**Task brief:** Scan the data below. Pull out each line where "Tailwind" occurs.

**Stored rows:**
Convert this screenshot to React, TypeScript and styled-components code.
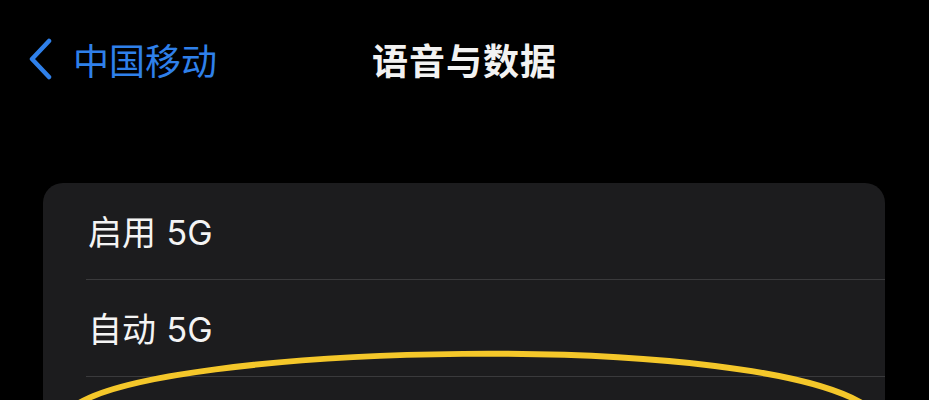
import styled, { createGlobalStyle } from "styled-components";

const GlobalStyle = createGlobalStyle`
  html, body {
    margin: 0;
    padding: 0;
    background: #000;
    overflow: hidden;
  }
  body {
    font-family: "Noto Sans CJK SC", "Noto Sans", sans-serif;
    -webkit-font-smoothing: antialiased;
  }
`;

const Screen = styled.div`
  position: relative;
  width: 929px;
  height: 400px;
  background: #000;
  overflow: hidden;
`;

const NavBar = styled.div`
  display: grid;
  grid-template-columns: 1fr auto 1fr;
  align-items: center;
  height: 118px;
`;

const BackButton = styled.div`
  display: flex;
  align-items: center;
  gap: 20px;
  padding-left: 27px;
  color: #2f80ea;
  font-size: 36px;
  font-weight: 400;
  line-height: 1;
`;

const Title = styled.div`
  color: #f2f2f2;
  font-size: 36px;
  font-weight: 600;
  line-height: 1;
  letter-spacing: 1px;
`;

const Card = styled.div`
  margin: 65px 44px 0 43px;
  background: #1c1c1e;
  border-radius: 20px;
  height: 260px;
  overflow: hidden;
`;

const Row = styled.div<{ $divider?: boolean }>`
  display: flex;
  align-items: center;
  height: 97px;
  margin-left: 43px;
  box-sizing: border-box;
  border-bottom: ${(p) => (p.$divider ? "1px solid #3a3a3c" : "none")};
`;

const RowLabel = styled.span`
  padding-left: 2px;
  margin-top: 3px;
  color: #f4f4f4;
  font-family: Inter, "Noto Sans CJK SC", sans-serif;
  font-size: 34px;
  line-height: 1;
  word-spacing: 1px;
`;

const Annotation = styled.svg`
  position: absolute;
  left: 0;
  top: 0;
  pointer-events: none;
`;

const Chevron = () => (
  <svg width="26" height="42" viewBox="0 0 26 42">
    <path
      d="M22 3 L5 21 L22 39"
      fill="none"
      stroke="#2f80ea"
      strokeWidth="4.5"
      strokeLinecap="round"
      strokeLinejoin="round"
    />
  </svg>
);

export default function App() {
  return (
    <>
      <GlobalStyle />
      <Screen>
        <NavBar>
          <BackButton>
            <Chevron />
            <span>中国移动</span>
          </BackButton>
          <Title>语音与数据</Title>
          <div />
        </NavBar>
        <Card>
          <Row $divider>
            <RowLabel>启用 5G</RowLabel>
          </Row>
          <Row $divider>
            <RowLabel>自动 5G</RowLabel>
          </Row>
          <Row />
        </Card>
        <Annotation width="929" height="400" viewBox="0 0 929 400">
          <path
            d="M72 408 C 150 343, 770 328, 872 410"
            fill="none"
            stroke="#f4c72a"
            strokeWidth="6"
            strokeLinecap="round"
          />
        </Annotation>
      </Screen>
    </>
  );
}
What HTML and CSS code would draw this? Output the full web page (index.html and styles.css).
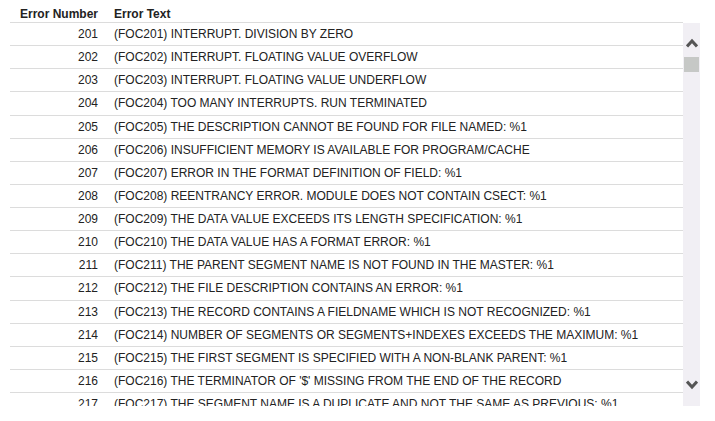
FILE: index.html
```html
<!DOCTYPE html>
<html>
<head>
<meta charset="utf-8">
<link rel="stylesheet" href="styles.css">
</head>
<body>
<div class="wrap">
  <div class="row head">
    <div class="num">Error Number</div>
    <div class="txt">Error Text</div>
  </div>
  <div class="body">
    <div class="rows">
      <div class="row"><div class="num">201</div><div class="txt">(FOC201) INTERRUPT. DIVISION BY ZERO</div></div>
      <div class="row"><div class="num">202</div><div class="txt">(FOC202) INTERRUPT. FLOATING VALUE OVERFLOW</div></div>
      <div class="row"><div class="num">203</div><div class="txt">(FOC203) INTERRUPT. FLOATING VALUE UNDERFLOW</div></div>
      <div class="row"><div class="num">204</div><div class="txt">(FOC204) TOO MANY INTERRUPTS. RUN TERMINATED</div></div>
      <div class="row"><div class="num">205</div><div class="txt">(FOC205) THE DESCRIPTION CANNOT BE FOUND FOR FILE NAMED: %1</div></div>
      <div class="row"><div class="num">206</div><div class="txt">(FOC206) INSUFFICIENT MEMORY IS AVAILABLE FOR PROGRAM/CACHE</div></div>
      <div class="row"><div class="num">207</div><div class="txt">(FOC207) ERROR IN THE FORMAT DEFINITION OF FIELD: %1</div></div>
      <div class="row"><div class="num">208</div><div class="txt">(FOC208) REENTRANCY ERROR. MODULE DOES NOT CONTAIN CSECT: %1</div></div>
      <div class="row"><div class="num">209</div><div class="txt">(FOC209) THE DATA VALUE EXCEEDS ITS LENGTH SPECIFICATION: %1</div></div>
      <div class="row"><div class="num">210</div><div class="txt">(FOC210) THE DATA VALUE HAS A FORMAT ERROR: %1</div></div>
      <div class="row"><div class="num">211</div><div class="txt">(FOC211) THE PARENT SEGMENT NAME IS NOT FOUND IN THE MASTER: %1</div></div>
      <div class="row"><div class="num">212</div><div class="txt">(FOC212) THE FILE DESCRIPTION CONTAINS AN ERROR: %1</div></div>
      <div class="row"><div class="num">213</div><div class="txt">(FOC213) THE RECORD CONTAINS A FIELDNAME WHICH IS NOT RECOGNIZED: %1</div></div>
      <div class="row"><div class="num">214</div><div class="txt">(FOC214) NUMBER OF SEGMENTS OR SEGMENTS+INDEXES EXCEEDS THE MAXIMUM: %1</div></div>
      <div class="row"><div class="num">215</div><div class="txt">(FOC215) THE FIRST SEGMENT IS SPECIFIED WITH A NON-BLANK PARENT: %1</div></div>
      <div class="row"><div class="num">216</div><div class="txt">(FOC216) THE TERMINATOR OF '$' MISSING FROM THE END OF THE RECORD</div></div>
      <div class="row"><div class="num">217</div><div class="txt">(FOC217) THE SEGMENT NAME IS A DUPLICATE AND NOT THE SAME AS PREVIOUS: %1</div></div>
    </div>
    <div class="scrollbar">
      <svg class="arrow" width="12" height="10" viewBox="0 0 12 10"><polyline points="1,8.5 6,3 11,8.5" fill="none" stroke="#555" stroke-width="3"/></svg>
      <div class="thumb"></div>
      <svg class="arrow down" width="12" height="10" viewBox="0 0 12 10"><polyline points="1,1.5 6,7 11,1.5" fill="none" stroke="#555" stroke-width="3"/></svg>
    </div>
  </div>
</div>
</body>
</html>
```

FILE: styles.css
```css
html, body {
  margin: 0;
  padding: 0;
  background: #fff;
}
body {
  font-family: "Liberation Sans", Arial, sans-serif;
  font-size: 12px;
  color: #222;
}
.wrap {
  margin-left: 10px;
}
.row {
  display: flex;
  align-items: center;
  width: 673px;
  height: 23.125px;
  box-sizing: border-box;
  border-bottom: 1px solid #dcdcdc;
  white-space: nowrap;
}
.row.head {
  height: 23px;
  font-weight: bold;
  padding-top: 6px;
}
.num {
  width: 88px;
  text-align: right;
  flex: none;
}
.txt {
  padding-left: 16px;
}
.body {
  display: flex;
}
.rows {
  width: 673px;
  height: 383px;
  overflow: hidden;
}
.scrollbar {
  width: 17px;
  height: 383px;
  background: #f1eff4;
  display: flex;
  flex-direction: column;
  align-items: center;
  padding-top: 15px;
  padding-bottom: 16px;
  box-sizing: border-box;
}
.thumb {
  width: 15px;
  height: 15px;
  background: #c6c8c6;
  margin-top: 9px;
}
.arrow.down {
  margin-top: auto;
}
```
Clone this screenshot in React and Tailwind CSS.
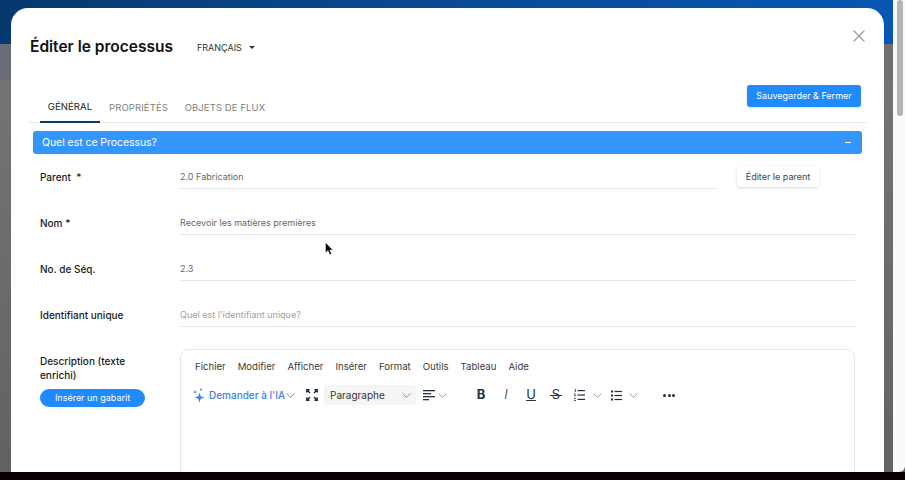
import React from "react";
import { ChevronDown, X } from "lucide-react";

const Field = ({ label, value, placeholder, children, wide }) => (
  <div className="flex h-[46px] items-start pr-[29px] pl-[29px]">
    <div className="w-[140px] pt-[13px] text-[10px] leading-[14px] font-medium whitespace-pre text-[#1a1a1a]">{label}</div>
    <div className={wide ? "flex w-[536px] flex-col" : "flex flex-1 flex-col"}>
      <div className={`h-[32px] border-b border-[#e6e6e6] pt-[13px] text-[9px] leading-[14px] ${placeholder ? "text-[#a0a0a0]" : "text-[#666666]"}`}>
        {value || placeholder}
      </div>
    </div>
    {children}
  </div>
);

const Chev = ({ className = "" }) => <ChevronDown size={15} strokeWidth={1.1} className={`shrink-0 ${className}`} />;

const Sparkle = () => (
  <svg width="12" height="15" viewBox="0 0 12 15" fill="#3b82e6" className="shrink-0">
    <path d="M6.5 4.5 L7.7 8.2 L11.5 9.5 L7.7 10.8 L6.5 14.8 L5.3 10.8 L1.5 9.5 L5.3 8.2 Z" />
    <path d="M2 2 L2.5 3.6 L4 4.1 L2.5 4.6 L2 6.2 L1.5 4.6 L0 4.1 L1.5 3.6 Z" />
    <circle cx="8" cy="1.4" r="1" />
  </svg>
);

const Expand = () => (
  <svg width="12" height="12" viewBox="0 0 12 12" fill="none" stroke="#222f3e" strokeWidth="1.5" className="shrink-0">
    <path d="M0.8 3.5V0.8h2.7M0.8 0.8l3.2 3.2M11.2 3.5V0.8H8.5M11.2 0.8L8 4M0.8 8.5v2.7h2.7M0.8 11.2L4 8M11.2 8.5v2.7H8.5M11.2 11.2L8 8" />
  </svg>
);

const AlignLeft = () => (
  <svg width="12" height="11" viewBox="0 0 12 11" fill="#222f3e" className="shrink-0">
    <rect width="12" height="1.3" /><rect y="3" width="8" height="1.3" /><rect y="6" width="12" height="1.3" /><rect y="9" width="6" height="1.3" />
  </svg>
);

const NumList = () => (
  <svg width="11" height="12" viewBox="0 0 11 12" fill="#222f3e" className="shrink-0">
    <rect x="3.5" y="1" width="7.5" height="1.2" /><rect x="3.5" y="5.4" width="7.5" height="1.2" /><rect x="3.5" y="9.8" width="7.5" height="1.2" />
    <rect x="0.8" y="0" width="0.9" height="3" /><rect x="0" y="4.6" width="1.8" height="0.9" /><rect x="0" y="6.4" width="1.8" height="0.9" /><rect x="0" y="9" width="1.8" height="0.9" /><rect x="0" y="11" width="1.8" height="0.9" />
  </svg>
);

const BulList = () => (
  <svg width="11" height="11" viewBox="0 0 11 11" fill="#222f3e" className="shrink-0">
    <rect x="3.5" y="0.9" width="7.5" height="1.2" /><rect x="3.5" y="4.9" width="7.5" height="1.2" /><rect x="3.5" y="8.9" width="7.5" height="1.2" />
    <rect y="0.5" width="2" height="2" /><rect y="4.5" width="2" height="2" /><rect y="8.5" width="2" height="2" />
  </svg>
);

const Fmt = ({ children, className = "" }) => (
  <span className={`relative flex w-[25px] justify-center text-[#222f3e] ${className}`}>{children}</span>
);

export default function App() {
  return (
    <div className="relative flex h-[480px] w-[905px] flex-col overflow-hidden bg-[#6f6f6f] font-['Inter','Liberation_Sans',sans-serif]">
      <div className="h-[44px] shrink-0 bg-gradient-to-r from-[#07386f] via-[#0a4a94] to-[#0656b4]" />
      <div className="h-[36px] shrink-0 bg-gradient-to-r from-[#686d78] to-[#6f6f6f]" />
      <div className="flex-1 bg-gradient-to-b from-[#747474] to-[#626262]" />
      <div className="h-[8px] shrink-0 bg-[#0a0002]" />
      <div className="absolute top-0 right-0 bottom-[8px] w-[12px] rounded-br-[6px] bg-[#fafafa]">
        <div className="ml-[4px] h-[116px] w-[6px] rounded-full bg-[#b5b5b5]" />
      </div>

      <div className="absolute top-[8px] left-[11px] h-[464px] w-[873px] overflow-hidden rounded-t-[17px] bg-white">
        <div className="flex h-[76px] items-start pt-[27px] pl-[19px]">
          <h1 className="text-[15.5px] leading-[24px] font-semibold text-[#111111]">Éditer le processus</h1>
          <div className="ml-[24px] flex h-[25px] items-center text-[9px] text-[#333333]">
            FRANÇAIS
            <span className="ml-[7px] h-0 w-0 border-x-[3px] border-t-[3px] border-x-transparent border-t-[#333333]" />
          </div>
          <X size={20} strokeWidth={1.6} className="absolute top-[18px] right-[15px] text-[#a0a0a0]" />
        </div>

        <div className="mx-[18px] flex h-[39px] items-start justify-between border-b border-[#e8e8e8] pr-[5px]">
          <div className="ml-[11px] flex h-[39px] items-stretch text-[9.5px] tracking-[0.1px] text-[#808080]">
            <div className="flex w-[60px] items-center justify-center border-b-[2px] border-[#0b3a70] pt-[9px] text-[#222222]">GÉNÉRAL</div>
            <div className="flex w-[77px] items-center justify-center pt-[9px]">PROPRIÉTÉS</div>
            <div className="flex w-[96px] items-center justify-center pt-[9px]">OBJETS DE FLUX</div>
          </div>
          <button className="mt-[1px] flex h-[22px] w-[114px] items-center justify-center rounded-[3px] bg-[#1f8bff] text-[9px] text-white shadow-sm">Sauvegarder &amp; Fermer</button>
        </div>

        <div className="mx-[22px] mt-[8px] flex h-[23px] items-center justify-between rounded-[3px] bg-[#3396ff] pr-[11px] pl-[9px] text-[10.4px] text-white">
          <span>Quel est ce Processus?</span>
          <span className="h-[1.5px] w-[6px] bg-white" />
        </div>

        <div className="mt-[3px]">
          <Field label="Parent  *" value="2.0 Fabrication" wide>
            <button className="mt-[9px] ml-[21px] flex h-[21px] w-[82px] items-center justify-center rounded-[3px] bg-white text-[9px] text-[#444444] shadow-[0_1px_3px_rgba(0,0,0,0.15)]">Éditer le parent</button>
          </Field>
          <Field label="Nom *" value="Recevoir les matières premières" />
          <Field label="No. de Séq." value="2.3" />
          <Field label="Identifiant unique" placeholder="Quel est l'identifiant unique?" />
        </div>

        <div className="mt-[8px] flex pr-[29px] pl-[29px]">
          <div className="w-[140px]">
            <div className="w-[100px] pt-[5px] text-[10px] leading-[14px] font-medium text-[#1a1a1a]">Description (texte enrichi)</div>
            <button className="mt-[7px] flex h-[18px] w-[105px] items-center justify-center rounded-full bg-[#1f8bff] text-[9px] text-white">Insérer un gabarit</button>
          </div>
          <div className="h-[200px] flex-1 rounded-t-[8px] border border-[#e8e8e8]">
            <div className="flex h-[34px] items-center gap-[12px] pl-[14px] text-[9.6px] text-[#3a3a3a]">
              <span>Fichier</span><span>Modifier</span><span>Afficher</span><span>Insérer</span><span>Format</span><span>Outils</span><span>Tableau</span><span>Aide</span>
            </div>
            <div className="mt-[1px] flex h-[20px] items-center pl-[12px]">
              <Sparkle />
              <span className="ml-[4px] w-[75px] text-[10px] font-medium whitespace-nowrap text-[#3b82e6]">Demander à l'IA</span>
              <Chev className="-ml-[1px] text-[#555555]" />
              <span className="ml-[8px]"><Expand /></span>
              <div className="ml-[6px] flex h-[20px] w-[92px] items-center justify-between rounded-[2px] bg-[#f5f5f5] pr-[2px] pl-[6px] text-[10px] text-[#333333]">
                Paragraphe <Chev className="text-[#666666]" />
              </div>
              <span className="ml-[7px]"><AlignLeft /></span>
              <Chev className="text-[#777777]" />
              <span className="ml-[18.5px] flex items-center text-[13px]">
                <Fmt className="font-bold">B</Fmt>
                <Fmt className="italic font-light">I</Fmt>
                <Fmt className="underline">U</Fmt>
                <Fmt>
                  S
                  <i className="absolute top-[50%] left-[6px] h-[1px] w-[12px] bg-[#222f3e]" />
                </Fmt>
              </span>
              <span className="ml-[5.5px]"><NumList /></span>
              <Chev className="ml-[5px] text-[#777777]" />
              <span className="ml-[6px]"><BulList /></span>
              <Chev className="ml-[4px] text-[#777777]" />
              <span className="ml-[22px] flex gap-[1.5px]">
                <i className="h-[3px] w-[3px] rounded-full bg-[#222f3e]" /><i className="h-[3px] w-[3px] rounded-full bg-[#222f3e]" /><i className="h-[3px] w-[3px] rounded-full bg-[#222f3e]" />
              </span>
            </div>
          </div>
        </div>
      </div>

      <svg className="absolute top-[242px] left-[325px]" width="9" height="14" viewBox="0 0 9 14">
        <path d="M0.5 0.5V11L3 8.6L4.8 12.8L6.6 12L4.8 8H8Z" fill="#000" stroke="#fff" strokeWidth="0.5" />
      </svg>
    </div>
  );
}
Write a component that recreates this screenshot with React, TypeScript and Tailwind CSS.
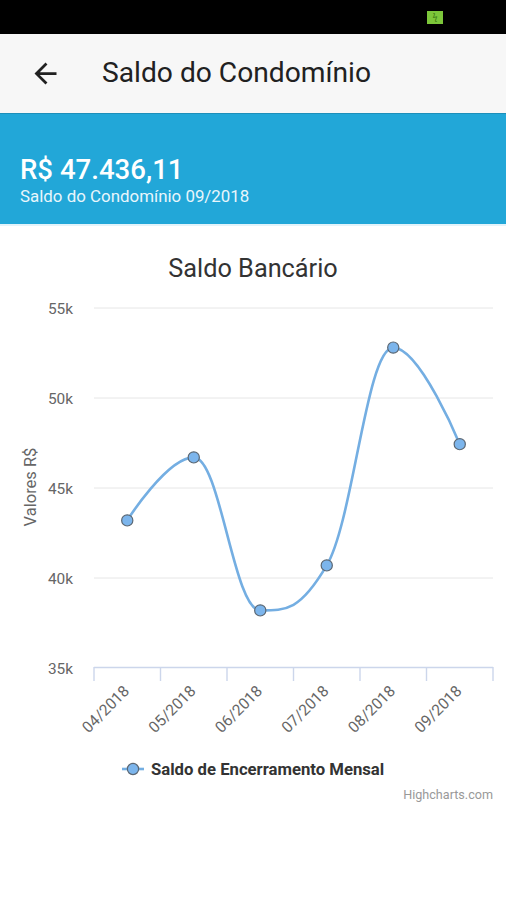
import React from "react";

const FONT = { fontFamily: "Roboto, 'Noto Sans', Arial, sans-serif" };

const data = [43200, 46700, 38200, 40700, 52800, 47436];
const cats = ["04/2018", "05/2018", "06/2018", "07/2018", "08/2018", "09/2018"];

const PLOT_L = 94;
const PLOT_R = 493;
const Y_BOTTOM = 668;
const yOf = (v: number) => Y_BOTTOM - ((v - 35000) / 5000) * 90;
const step = (PLOT_R - PLOT_L) / 6;
const xOf = (i: number) => PLOT_L + step * (i + 0.5);

function splinePath(pts: [number, number][]) {
  const s = 1.5;
  const d = s + 1;
  const ctrl = pts.map(() => ({ lx: 0, ly: 0, rx: 0, ry: 0 }));
  for (let i = 1; i < pts.length - 1; i++) {
    const [px, py] = pts[i];
    const [ax, ay] = pts[i - 1];
    const [nx, ny] = pts[i + 1];
    const lcx = (s * px + ax) / d;
    let lcy = (s * py + ay) / d;
    const rcx = (s * px + nx) / d;
    let rcy = (s * py + ny) / d;
    const corr = ((rcy - lcy) * (rcx - px)) / (rcx - lcx) + py - rcy;
    lcy += corr;
    rcy += corr;
    if (lcy > ay && lcy > py) {
      lcy = Math.max(ay, py);
      rcy = 2 * py - lcy;
    } else if (lcy < ay && lcy < py) {
      lcy = Math.min(ay, py);
      rcy = 2 * py - lcy;
    }
    if (rcy > ny && rcy > py) {
      rcy = Math.max(ny, py);
      lcy = 2 * py - rcy;
    } else if (rcy < ny && rcy < py) {
      rcy = Math.min(ny, py);
      lcy = 2 * py - rcy;
    }
    ctrl[i] = { lx: lcx, ly: lcy, rx: rcx, ry: rcy };
  }
  let p = `M ${pts[0][0]} ${pts[0][1]}`;
  for (let i = 1; i < pts.length; i++) {
    const a = i - 1 === 0 ? pts[0] : [ctrl[i - 1].rx, ctrl[i - 1].ry];
    const b = i === pts.length - 1 ? pts[i] : [ctrl[i].lx, ctrl[i].ly];
    p += ` C ${a[0]} ${a[1]} ${b[0]} ${b[1]} ${pts[i][0]} ${pts[i][1]}`;
  }
  return p;
}

function Chart() {
  const pts = data.map((v, i) => [xOf(i), yOf(v)] as [number, number]);
  const grid = [55000, 50000, 45000, 40000];
  const labels = [55000, 50000, 45000, 40000, 35000];
  return (
    <svg width={506} height={600} viewBox="0 226 506 600" className="block" style={FONT}>
      <text x={253} y={277} textAnchor="middle" fontSize={25.3} fill="#333333">
        Saldo Bancário
      </text>
      {grid.map((g) => (
        <line key={g} x1={PLOT_L} x2={PLOT_R} y1={yOf(g)} y2={yOf(g)} stroke="#e6e6e6" strokeWidth={1} />
      ))}
      {labels.map((l) => (
        <text key={l} x={73} y={yOf(l) + 6} textAnchor="end" fontSize={15.4} fill="#666666">
          {l / 1000}k
        </text>
      ))}
      <text
        x={35.5}
        y={487}
        textAnchor="middle"
        fontSize={16.5}
        fill="#666666"
        transform="rotate(-90 35.5 487)"
      >
        Valores R$
      </text>
      <line x1={PLOT_L} x2={PLOT_R} y1={667.5} y2={667.5} stroke="#ccd6eb" strokeWidth={1.4} />
      {Array.from({ length: 7 }).map((_, i) => (
        <line
          key={i}
          x1={PLOT_L + step * i}
          x2={PLOT_L + step * i}
          y1={667}
          y2={681}
          stroke="#ccd6eb"
          strokeWidth={1.4}
        />
      ))}
      {cats.map((c, i) => (
        <text
          key={c}
          x={xOf(i) + 3}
          y={692}
          textAnchor="end"
          fontSize={15.6}
          fill="#666666"
          transform={`rotate(-45 ${xOf(i) + 3} 692)`}
        >
          {c}
        </text>
      ))}
      <path d={splinePath(pts)} fill="none" stroke="#74aee2" strokeWidth={2.6} strokeLinejoin="round" strokeLinecap="round" />
      {pts.map(([x, y], i) => (
        <circle key={i} cx={x} cy={y} r={5.6} fill="#7cb5ec" stroke="#5b6773" strokeWidth={1.2} />
      ))}
      <line x1={122} x2={144} y1={769} y2={769} stroke="#74aee2" strokeWidth={2.6} />
      <circle cx={133} cy={769} r={5.6} fill="#7cb5ec" stroke="#5b6773" strokeWidth={1.2} />
      <text x={151} y={775} fontSize={16.7} fontWeight={700} fill="#333333">
        Saldo de Encerramento Mensal
      </text>
      <text x={493} y={799} textAnchor="end" fontSize={12.6} fill="#999999">
        Highcharts.com
      </text>
    </svg>
  );
}

export default function App() {
  return (
    <div className="w-[506px] min-h-[900px] bg-white overflow-hidden" style={FONT}>
      <div className="h-[34px] bg-black flex items-start justify-end pr-[63px] pt-[11px]">
        <div className="w-[16px] h-[13px] bg-[#7cc63a] flex items-center justify-center text-[9px] leading-none text-[#3d7a12]">
          ϟ
        </div>
      </div>
      <div className="h-[80px] bg-[#f7f7f7] flex items-center border-b border-[#1d8fba]">
        <div className="w-[33px] h-[33px] ml-[29px] text-[#212121]">
          <svg viewBox="0 0 24 24" width={33} height={33} fill="currentColor">
            <path d="M20 11H7.83l5.59-5.59L12 4l-8 8 8 8 1.41-1.41L7.83 13H20v-2z" />
          </svg>
        </div>
        <div className="ml-[40px] text-[28.2px] leading-none text-[#212121]">Saldo do Condomínio</div>
      </div>
      <div className="h-[112px] bg-[#22a7d8] pt-[40px] pl-[20px] border-b-2 border-[#e3f3fa]">
        <div className="text-[27.6px] leading-[32px] font-medium text-white">R$ 47.436,11</div>
        <div className="text-[16.9px] leading-[20px] text-[#e8f6fc]">Saldo do Condomínio 09/2018</div>
      </div>
      <Chart />
    </div>
  );
}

**Task result:**
Clone this screenshot in React and Tailwind CSS.
Write a component that recreates this screenshot with React, TypeScript and Tailwind CSS.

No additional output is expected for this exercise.